The FocalPoint FM4000 chips add a variety of layer three and four routing features to the existing FM2000-class PHY switches. The new chips also support congestion management features such as access control lists, backward congestion notification and class-based traffic pause in an effort to gain an edge on Fibre Channel and Infiniband interconnects.

Standards groups are still defining congestion management standards for Ethernet as part of an effort to run Fibre Channel protocols. "There is a lot of programmability in our algorithms, but when all the dust settles we will have to rev our chips for the emerging standards," said Mike Zeile, VP of marketing for Fulcrum.
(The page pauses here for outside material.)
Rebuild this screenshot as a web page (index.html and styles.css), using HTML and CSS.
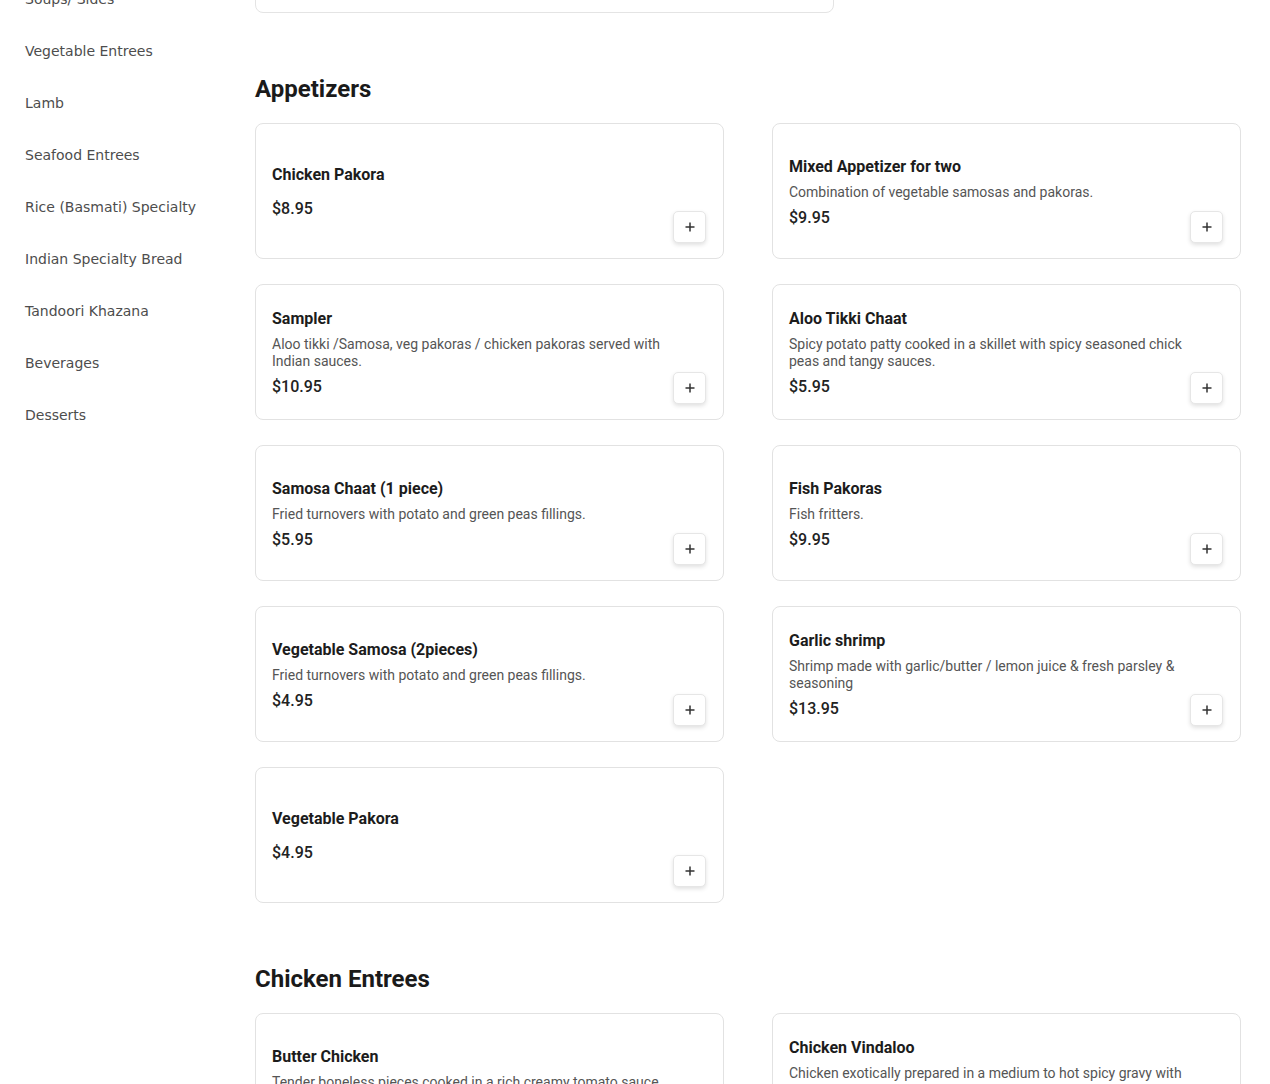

The FM4000 series can parse up to 128bytes of data and can be linked together to support fat-tree and clos networking architectures. The chips will cost about Rs.1,011.21 ($25) per port and have about 300ns latency, up from about Rs.808.97 ($20)/port and 200ns latency for the simpler, existing parts.

The chips support up to 24 10Gbit links as well as a mix of GbE connections. Fulcrum uses novel asynchronous circuit designs developed at Cal Tech to create the 130nm parts that dissipate just 1W per port.

"We are getting the same power consumption as Broadcom although we are using a process generation behind their current products," said Zeile.

Startup Arastra Inc., founded by Sun Microsystems co-founder Andy Bechtolsheim, will use the chips in its 1U-sized 48-port DX7100 system. The stackable aggregation switch will consume just 12W and cost Rs.16,179.32 ($400) on a per-port basis.

The DX7100, currently in beta trials, will run applications and agents developed by users based on the startup's API. The switch will ship in early 2008.